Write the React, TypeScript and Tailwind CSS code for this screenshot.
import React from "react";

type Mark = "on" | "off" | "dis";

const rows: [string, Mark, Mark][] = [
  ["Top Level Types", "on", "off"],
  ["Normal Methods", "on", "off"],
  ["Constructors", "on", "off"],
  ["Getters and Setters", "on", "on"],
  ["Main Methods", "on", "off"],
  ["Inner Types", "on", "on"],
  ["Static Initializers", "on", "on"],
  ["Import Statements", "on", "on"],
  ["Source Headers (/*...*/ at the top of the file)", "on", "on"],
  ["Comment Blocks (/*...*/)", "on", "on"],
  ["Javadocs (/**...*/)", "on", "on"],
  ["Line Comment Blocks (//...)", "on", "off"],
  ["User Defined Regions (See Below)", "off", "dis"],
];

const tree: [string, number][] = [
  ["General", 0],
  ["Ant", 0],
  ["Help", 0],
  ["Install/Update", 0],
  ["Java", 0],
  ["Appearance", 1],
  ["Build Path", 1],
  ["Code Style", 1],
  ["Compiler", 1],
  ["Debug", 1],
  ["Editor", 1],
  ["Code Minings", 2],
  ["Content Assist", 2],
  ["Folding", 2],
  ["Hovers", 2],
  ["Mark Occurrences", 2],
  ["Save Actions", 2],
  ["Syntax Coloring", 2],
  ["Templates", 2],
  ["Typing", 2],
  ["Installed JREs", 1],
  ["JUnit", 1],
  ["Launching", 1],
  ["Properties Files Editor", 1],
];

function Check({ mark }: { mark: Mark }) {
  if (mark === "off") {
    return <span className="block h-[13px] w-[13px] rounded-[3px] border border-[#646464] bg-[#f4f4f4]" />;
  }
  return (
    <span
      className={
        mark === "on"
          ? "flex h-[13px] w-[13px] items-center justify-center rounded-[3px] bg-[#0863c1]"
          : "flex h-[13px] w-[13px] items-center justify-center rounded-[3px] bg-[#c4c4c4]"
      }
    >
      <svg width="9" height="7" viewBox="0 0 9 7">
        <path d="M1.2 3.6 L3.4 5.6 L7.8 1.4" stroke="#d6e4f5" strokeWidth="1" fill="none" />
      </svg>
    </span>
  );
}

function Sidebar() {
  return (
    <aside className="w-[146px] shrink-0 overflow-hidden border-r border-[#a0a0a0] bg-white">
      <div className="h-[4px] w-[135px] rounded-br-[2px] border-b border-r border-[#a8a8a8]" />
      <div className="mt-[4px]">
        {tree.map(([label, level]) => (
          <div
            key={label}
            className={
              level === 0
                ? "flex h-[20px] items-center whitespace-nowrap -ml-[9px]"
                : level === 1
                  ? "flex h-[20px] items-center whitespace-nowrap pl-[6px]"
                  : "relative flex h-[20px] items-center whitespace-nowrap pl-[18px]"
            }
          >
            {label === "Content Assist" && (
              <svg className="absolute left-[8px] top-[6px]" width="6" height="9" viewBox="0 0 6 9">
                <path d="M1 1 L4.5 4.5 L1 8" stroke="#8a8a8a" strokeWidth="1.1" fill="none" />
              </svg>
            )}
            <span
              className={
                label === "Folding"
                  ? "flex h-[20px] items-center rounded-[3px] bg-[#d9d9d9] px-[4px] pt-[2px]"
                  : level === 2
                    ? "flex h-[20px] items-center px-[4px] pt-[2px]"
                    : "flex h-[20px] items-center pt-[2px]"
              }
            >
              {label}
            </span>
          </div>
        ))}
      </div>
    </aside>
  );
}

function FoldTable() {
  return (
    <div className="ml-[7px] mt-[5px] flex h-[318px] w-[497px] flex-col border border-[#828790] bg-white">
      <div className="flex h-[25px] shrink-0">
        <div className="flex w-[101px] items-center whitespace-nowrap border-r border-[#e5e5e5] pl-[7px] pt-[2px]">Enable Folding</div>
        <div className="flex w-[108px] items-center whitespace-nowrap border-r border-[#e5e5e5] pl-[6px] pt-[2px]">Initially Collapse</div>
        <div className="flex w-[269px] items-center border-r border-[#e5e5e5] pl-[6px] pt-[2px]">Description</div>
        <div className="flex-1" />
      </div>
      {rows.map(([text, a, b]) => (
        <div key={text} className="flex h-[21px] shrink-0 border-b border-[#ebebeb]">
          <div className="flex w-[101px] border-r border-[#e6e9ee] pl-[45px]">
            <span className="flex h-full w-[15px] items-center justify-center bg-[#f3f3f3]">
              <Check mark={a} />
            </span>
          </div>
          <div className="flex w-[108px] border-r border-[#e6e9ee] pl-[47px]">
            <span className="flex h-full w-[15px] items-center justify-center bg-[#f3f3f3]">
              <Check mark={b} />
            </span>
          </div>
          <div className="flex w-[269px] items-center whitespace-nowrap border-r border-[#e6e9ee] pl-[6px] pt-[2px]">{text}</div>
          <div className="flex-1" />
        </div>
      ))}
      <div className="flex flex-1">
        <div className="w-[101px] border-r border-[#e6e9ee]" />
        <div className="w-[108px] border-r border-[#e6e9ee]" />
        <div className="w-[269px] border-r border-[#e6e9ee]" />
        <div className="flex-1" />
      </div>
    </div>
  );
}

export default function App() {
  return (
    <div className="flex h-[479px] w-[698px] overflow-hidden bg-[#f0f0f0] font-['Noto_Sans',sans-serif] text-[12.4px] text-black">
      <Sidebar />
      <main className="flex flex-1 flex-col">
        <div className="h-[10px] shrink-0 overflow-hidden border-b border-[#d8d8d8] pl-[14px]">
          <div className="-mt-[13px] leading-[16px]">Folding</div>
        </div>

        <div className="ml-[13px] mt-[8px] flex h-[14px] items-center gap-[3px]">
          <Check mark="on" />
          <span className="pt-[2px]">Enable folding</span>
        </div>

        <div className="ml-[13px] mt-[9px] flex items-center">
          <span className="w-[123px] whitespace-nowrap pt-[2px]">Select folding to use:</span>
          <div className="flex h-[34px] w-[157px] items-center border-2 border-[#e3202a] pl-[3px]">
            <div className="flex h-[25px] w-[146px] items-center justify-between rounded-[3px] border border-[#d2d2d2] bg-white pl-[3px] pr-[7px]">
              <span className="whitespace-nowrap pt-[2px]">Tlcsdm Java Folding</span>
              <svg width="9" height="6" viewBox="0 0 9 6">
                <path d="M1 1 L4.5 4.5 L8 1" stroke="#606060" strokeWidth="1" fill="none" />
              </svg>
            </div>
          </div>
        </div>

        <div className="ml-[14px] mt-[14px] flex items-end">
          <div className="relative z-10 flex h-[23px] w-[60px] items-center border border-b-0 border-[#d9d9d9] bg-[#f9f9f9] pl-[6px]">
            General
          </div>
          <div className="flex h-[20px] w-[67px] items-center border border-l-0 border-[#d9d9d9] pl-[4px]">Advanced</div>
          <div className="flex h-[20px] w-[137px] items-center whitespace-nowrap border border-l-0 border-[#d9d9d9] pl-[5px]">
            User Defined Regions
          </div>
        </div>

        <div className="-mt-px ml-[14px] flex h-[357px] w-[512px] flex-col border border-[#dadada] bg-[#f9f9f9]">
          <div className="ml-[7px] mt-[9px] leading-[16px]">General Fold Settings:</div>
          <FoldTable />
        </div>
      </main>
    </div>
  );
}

-.-.-

• _EXERCISE TASK_
Read through the lines above and collect those that contain the string "React".

• _REPLY TO THE EXERCISE_
Write the React, TypeScript and Tailwind CSS code for this screenshot.
import React from "react";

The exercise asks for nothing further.